Problem to solve —
Output the full listing below exactly, without the pictures.
▬▬▬▬▬▬
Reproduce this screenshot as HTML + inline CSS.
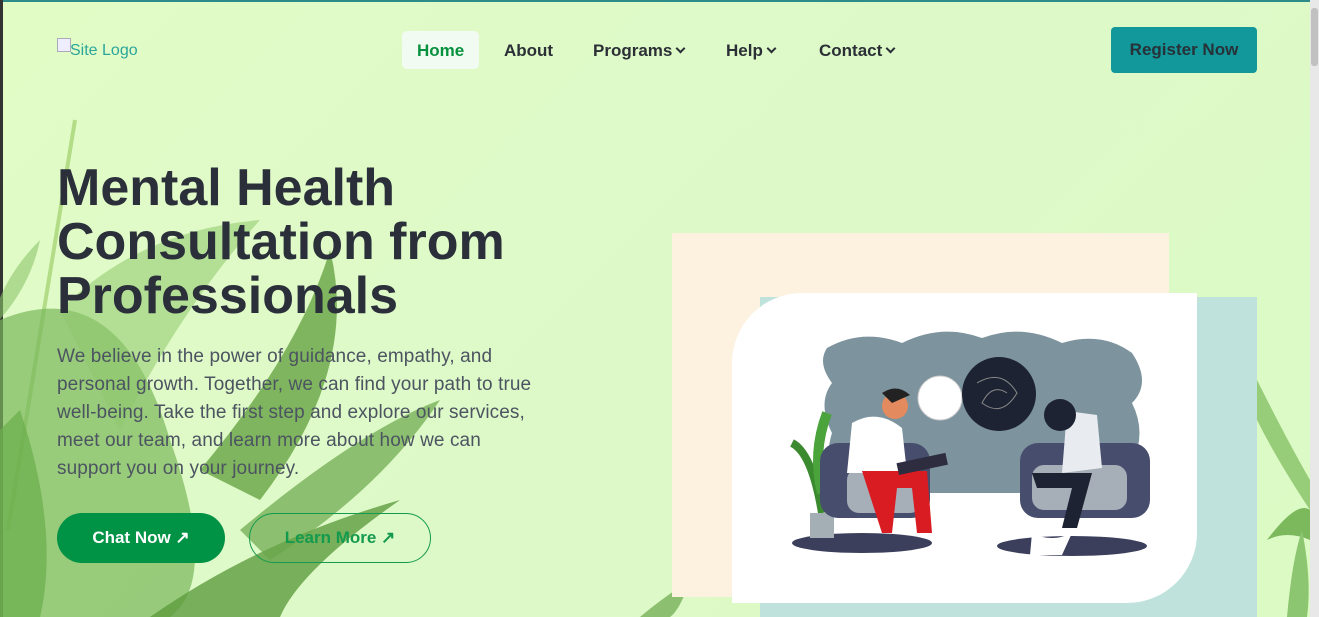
<!DOCTYPE html>
<html><head><meta charset="utf-8"><style>
*{margin:0;padding:0;box-sizing:border-box}
body{width:1319px;height:617px;overflow:hidden;background:linear-gradient(135deg,#e2fcc6 0%,#ddf9c8 50%,#dcfac4 100%);font-family:"Liberation Sans",sans-serif;position:relative}
.abs{position:absolute}
.nav a{position:absolute;top:41px;font-size:17px;font-weight:bold;color:#2b2f36;text-decoration:none}
.chev{display:inline-block;width:7px;height:7px;border-right:2px solid #2b2f36;border-bottom:2px solid #2b2f36;transform:rotate(45deg);margin-left:5px;position:relative;top:-4px}
h1{position:absolute;left:57px;top:161px;font-size:52px;line-height:54px;color:#2a2f3a;font-weight:bold}
p.lead{position:absolute;left:57px;top:343px;font-size:19px;line-height:28px;color:#4c5461;letter-spacing:0.1px}
</style></head><body>
<div class="abs" style="left:0;top:0;width:1319px;height:2px;background:#2d8c8a"></div>
<div class="abs" style="left:0;top:0;width:3px;height:617px;background:#333"></div>
<div class="abs" style="left:1310px;top:0;width:9px;height:617px;background:#e8e8e8"></div>
<div class="abs" style="left:1311px;top:8px;width:7px;height:58px;background:#c1c1c1;border-radius:3px"></div>

<svg class="abs" style="left:0;top:110px" width="700" height="507">
<path d="M75 10 L8 420" stroke="#9fcf6c" stroke-width="4" fill="none" opacity=".7"/>
<path d="M40 130 Q0 170 -10 220 Q30 180 40 130Z" fill="#8cc66a" opacity=".6"/>
<path d="M0 210 Q120 160 170 330 Q220 470 170 507 L0 507Z" fill="#79b65a" opacity=".7"/>
<path d="M60 200 Q140 120 260 110 Q180 200 120 320Z" fill="#8ec86b" opacity=".55"/>
<path d="M200 360 Q300 240 330 140 Q360 260 260 390Z" fill="#5f9d3b" opacity=".75"/>
<path d="M150 507 Q260 430 400 390 Q300 460 280 507Z" fill="#5e9c3e" opacity=".8"/>
<path d="M240 420 Q360 320 440 290 Q380 380 270 450Z" fill="#6aa64a" opacity=".7"/>
<path d="M20 300 Q60 420 40 507 L0 507 L0 320Z" fill="#6aad4c" opacity=".7"/>
<path d="M640 507 Q660 490 690 470 Q680 500 670 507Z" fill="#6aa64a" opacity=".7"/>
</svg>
<svg class="abs" style="left:1257px;top:380px" width="53" height="237">
<path d="M0 0 Q30 60 53 100 L53 130 Q20 80 0 40Z" fill="#86c165" opacity=".8"/>
<path d="M10 160 Q40 120 53 130 L53 160 Q30 150 10 160Z" fill="#7cb95c"/>
<path d="M30 237 Q35 180 45 150 Q55 200 50 237Z" fill="#8cc671"/>
</svg>

<div class="abs" style="left:57px;top:38px;width:14px;height:14px;border:1px solid #aab;background:#eef"></div>
<div class="abs" style="left:70px;top:42px;font-size:16px;color:#2aa59b">Site Logo</div>

<div class="nav">
<div class="abs" style="left:402px;top:31px;width:77px;height:38px;background:#f2fbf2;border-radius:5px"></div>
<a style="left:417px;color:#07913f">Home</a>
<a style="left:504px">About</a>
<a style="left:593px">Programs<span class="chev"></span></a>
<a style="left:726px">Help<span class="chev"></span></a>
<a style="left:819px">Contact<span class="chev"></span></a>
</div>
<div class="abs" style="left:1111px;top:27px;width:146px;height:46px;background:#12979a;border-radius:4px;color:#263238;font-weight:bold;font-size:17px;line-height:46px;text-align:center">Register Now</div>

<h1>Mental Health<br>Consultation from<br>Professionals</h1>
<p class="lead">We believe in the power of guidance, empathy, and<br>personal growth. Together, we can find your path to true<br>well-being. Take the first step and explore our services,<br>meet our team, and learn more about how we can<br>support you on your journey.</p>

<div class="abs" style="left:57px;top:513px;width:168px;height:50px;background:#009245;border-radius:25px;color:#fff;font-weight:bold;font-size:17px;line-height:50px;text-align:center">Chat Now ↗</div>
<div class="abs" style="left:249px;top:513px;width:182px;height:50px;border:1.5px solid #149a4e;border-radius:25px;color:#149a4e;font-weight:bold;font-size:17px;line-height:47px;text-align:center">Learn More ↗</div>

<div class="abs" style="left:672px;top:233px;width:497px;height:364px;background:#fdf2e0"></div>
<div class="abs" style="left:760px;top:297px;width:497px;height:320px;background:#bfe3dc"></div>
<div class="abs" style="left:732px;top:293px;width:465px;height:310px;background:#fff;border-radius:70px 0 70px 0"></div>

<svg class="abs" style="left:732px;top:293px" width="465" height="310">
<path d="M95 55 Q130 35 170 50 Q210 30 250 45 Q290 30 330 50 Q370 38 400 60 Q420 90 400 110 Q415 140 400 170 Q410 190 390 200 L110 200 Q90 170 100 140 Q85 110 100 90 Q85 70 95 55Z" fill="#7d939e"/>
<ellipse cx="130" cy="250" rx="70" ry="10" fill="#3b3f5c"/>
<ellipse cx="340" cy="253" rx="75" ry="10" fill="#3b3f5c"/>
<path d="M60 150 Q80 160 90 220" stroke="#3c8a2f" stroke-width="8" fill="none"/>
<path d="M95 120 Q80 160 90 200" stroke="#4aa33b" stroke-width="10" fill="none"/>
<rect x="78" y="220" width="24" height="25" fill="#a4aeb5"/>
<rect x="88" y="150" width="110" height="75" rx="18" fill="#474d6d"/>
<rect x="115" y="175" width="75" height="45" rx="12" fill="#a6aeb8"/>
<path d="M120 130 Q145 115 170 135 L175 180 L115 180Z" fill="#fff"/>
<circle cx="163" cy="113" r="13" fill="#e38a5e"/>
<path d="M150 100 Q165 90 178 102 L160 110Z" fill="#222"/>
<path d="M130 178 L195 178 L200 240 L185 240 L180 195 L165 195 L160 240 L150 240Z" fill="#d91c22"/>
<rect x="165" y="165" width="50" height="12" fill="#2d2d3f" transform="rotate(-12 190 170)"/>
<circle cx="208" cy="105" r="22" fill="#fff" stroke="#ccc"/>
<circle cx="267" cy="101" r="37" fill="#1e2333"/>
<path d="M245 90 Q270 75 285 100 Q270 125 250 110 Q260 90 275 100" stroke="#888" fill="none"/>
<rect x="288" y="150" width="130" height="75" rx="18" fill="#474d6d"/>
<rect x="300" y="172" width="95" height="45" rx="12" fill="#a6aeb8"/>
<path d="M335 118 L365 122 L370 175 L330 180Z" fill="#e8ecf0"/>
<circle cx="328" cy="122" r="16" fill="#1e2333"/>
<path d="M300 180 L360 180 L345 235 L330 235 L340 195 L305 195Z" fill="#1e2333"/>
<path d="M300 240 Q320 250 340 240 L330 262 L298 262Z" fill="#fff"/>
</svg>
</body></html>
▬▬▬▬▬▬
Task solution —
Reproduce this screenshot as HTML + inline CSS.
<!DOCTYPE html>
<html><head><meta charset="utf-8"><style>
*{margin:0;padding:0;box-sizing:border-box}
body{width:1319px;height:617px;overflow:hidden;background:linear-gradient(135deg,#e2fcc6 0%,#ddf9c8 50%,#dcfac4 100%);font-family:"Liberation Sans",sans-serif;position:relative}
.abs{position:absolute}
.nav a{position:absolute;top:41px;font-size:17px;font-weight:bold;color:#2b2f36;text-decoration:none}
.chev{display:inline-block;width:7px;height:7px;border-right:2px solid #2b2f36;border-bottom:2px solid #2b2f36;transform:rotate(45deg);margin-left:5px;position:relative;top:-4px}
h1{position:absolute;left:57px;top:161px;font-size:52px;line-height:54px;color:#2a2f3a;font-weight:bold}
p.lead{position:absolute;left:57px;top:343px;font-size:19px;line-height:28px;color:#4c5461;letter-spacing:0.1px}
</style></head><body>
<div class="abs" style="left:0;top:0;width:1319px;height:2px;background:#2d8c8a"></div>
<div class="abs" style="left:0;top:0;width:3px;height:617px;background:#333"></div>
<div class="abs" style="left:1310px;top:0;width:9px;height:617px;background:#e8e8e8"></div>
<div class="abs" style="left:1311px;top:8px;width:7px;height:58px;background:#c1c1c1;border-radius:3px"></div>

<svg class="abs" style="left:0;top:110px" width="700" height="507">
<path d="M75 10 L8 420" stroke="#9fcf6c" stroke-width="4" fill="none" opacity=".7"/>
<path d="M40 130 Q0 170 -10 220 Q30 180 40 130Z" fill="#8cc66a" opacity=".6"/>
<path d="M0 210 Q120 160 170 330 Q220 470 170 507 L0 507Z" fill="#79b65a" opacity=".7"/>
<path d="M60 200 Q140 120 260 110 Q180 200 120 320Z" fill="#8ec86b" opacity=".55"/>
<path d="M200 360 Q300 240 330 140 Q360 260 260 390Z" fill="#5f9d3b" opacity=".75"/>
<path d="M150 507 Q260 430 400 390 Q300 460 280 507Z" fill="#5e9c3e" opacity=".8"/>
<path d="M240 420 Q360 320 440 290 Q380 380 270 450Z" fill="#6aa64a" opacity=".7"/>
<path d="M20 300 Q60 420 40 507 L0 507 L0 320Z" fill="#6aad4c" opacity=".7"/>
<path d="M640 507 Q660 490 690 470 Q680 500 670 507Z" fill="#6aa64a" opacity=".7"/>
</svg>
<svg class="abs" style="left:1257px;top:380px" width="53" height="237">
<path d="M0 0 Q30 60 53 100 L53 130 Q20 80 0 40Z" fill="#86c165" opacity=".8"/>
<path d="M10 160 Q40 120 53 130 L53 160 Q30 150 10 160Z" fill="#7cb95c"/>
<path d="M30 237 Q35 180 45 150 Q55 200 50 237Z" fill="#8cc671"/>
</svg>

<div class="abs" style="left:57px;top:38px;width:14px;height:14px;border:1px solid #aab;background:#eef"></div>
<div class="abs" style="left:70px;top:42px;font-size:16px;color:#2aa59b">Site Logo</div>

<div class="nav">
<div class="abs" style="left:402px;top:31px;width:77px;height:38px;background:#f2fbf2;border-radius:5px"></div>
<a style="left:417px;color:#07913f">Home</a>
<a style="left:504px">About</a>
<a style="left:593px">Programs<span class="chev"></span></a>
<a style="left:726px">Help<span class="chev"></span></a>
<a style="left:819px">Contact<span class="chev"></span></a>
</div>
<div class="abs" style="left:1111px;top:27px;width:146px;height:46px;background:#12979a;border-radius:4px;color:#263238;font-weight:bold;font-size:17px;line-height:46px;text-align:center">Register Now</div>

<h1>Mental Health<br>Consultation from<br>Professionals</h1>
<p class="lead">We believe in the power of guidance, empathy, and<br>personal growth. Together, we can find your path to true<br>well-being. Take the first step and explore our services,<br>meet our team, and learn more about how we can<br>support you on your journey.</p>

<div class="abs" style="left:57px;top:513px;width:168px;height:50px;background:#009245;border-radius:25px;color:#fff;font-weight:bold;font-size:17px;line-height:50px;text-align:center">Chat Now ↗</div>
<div class="abs" style="left:249px;top:513px;width:182px;height:50px;border:1.5px solid #149a4e;border-radius:25px;color:#149a4e;font-weight:bold;font-size:17px;line-height:47px;text-align:center">Learn More ↗</div>

<div class="abs" style="left:672px;top:233px;width:497px;height:364px;background:#fdf2e0"></div>
<div class="abs" style="left:760px;top:297px;width:497px;height:320px;background:#bfe3dc"></div>
<div class="abs" style="left:732px;top:293px;width:465px;height:310px;background:#fff;border-radius:70px 0 70px 0"></div>

<svg class="abs" style="left:732px;top:293px" width="465" height="310">
<path d="M95 55 Q130 35 170 50 Q210 30 250 45 Q290 30 330 50 Q370 38 400 60 Q420 90 400 110 Q415 140 400 170 Q410 190 390 200 L110 200 Q90 170 100 140 Q85 110 100 90 Q85 70 95 55Z" fill="#7d939e"/>
<ellipse cx="130" cy="250" rx="70" ry="10" fill="#3b3f5c"/>
<ellipse cx="340" cy="253" rx="75" ry="10" fill="#3b3f5c"/>
<path d="M60 150 Q80 160 90 220" stroke="#3c8a2f" stroke-width="8" fill="none"/>
<path d="M95 120 Q80 160 90 200" stroke="#4aa33b" stroke-width="10" fill="none"/>
<rect x="78" y="220" width="24" height="25" fill="#a4aeb5"/>
<rect x="88" y="150" width="110" height="75" rx="18" fill="#474d6d"/>
<rect x="115" y="175" width="75" height="45" rx="12" fill="#a6aeb8"/>
<path d="M120 130 Q145 115 170 135 L175 180 L115 180Z" fill="#fff"/>
<circle cx="163" cy="113" r="13" fill="#e38a5e"/>
<path d="M150 100 Q165 90 178 102 L160 110Z" fill="#222"/>
<path d="M130 178 L195 178 L200 240 L185 240 L180 195 L165 195 L160 240 L150 240Z" fill="#d91c22"/>
<rect x="165" y="165" width="50" height="12" fill="#2d2d3f" transform="rotate(-12 190 170)"/>
<circle cx="208" cy="105" r="22" fill="#fff" stroke="#ccc"/>
<circle cx="267" cy="101" r="37" fill="#1e2333"/>
<path d="M245 90 Q270 75 285 100 Q270 125 250 110 Q260 90 275 100" stroke="#888" fill="none"/>
<rect x="288" y="150" width="130" height="75" rx="18" fill="#474d6d"/>
<rect x="300" y="172" width="95" height="45" rx="12" fill="#a6aeb8"/>
<path d="M335 118 L365 122 L370 175 L330 180Z" fill="#e8ecf0"/>
<circle cx="328" cy="122" r="16" fill="#1e2333"/>
<path d="M300 180 L360 180 L345 235 L330 235 L340 195 L305 195Z" fill="#1e2333"/>
<path d="M300 240 Q320 250 340 240 L330 262 L298 262Z" fill="#fff"/>
</svg>
</body></html>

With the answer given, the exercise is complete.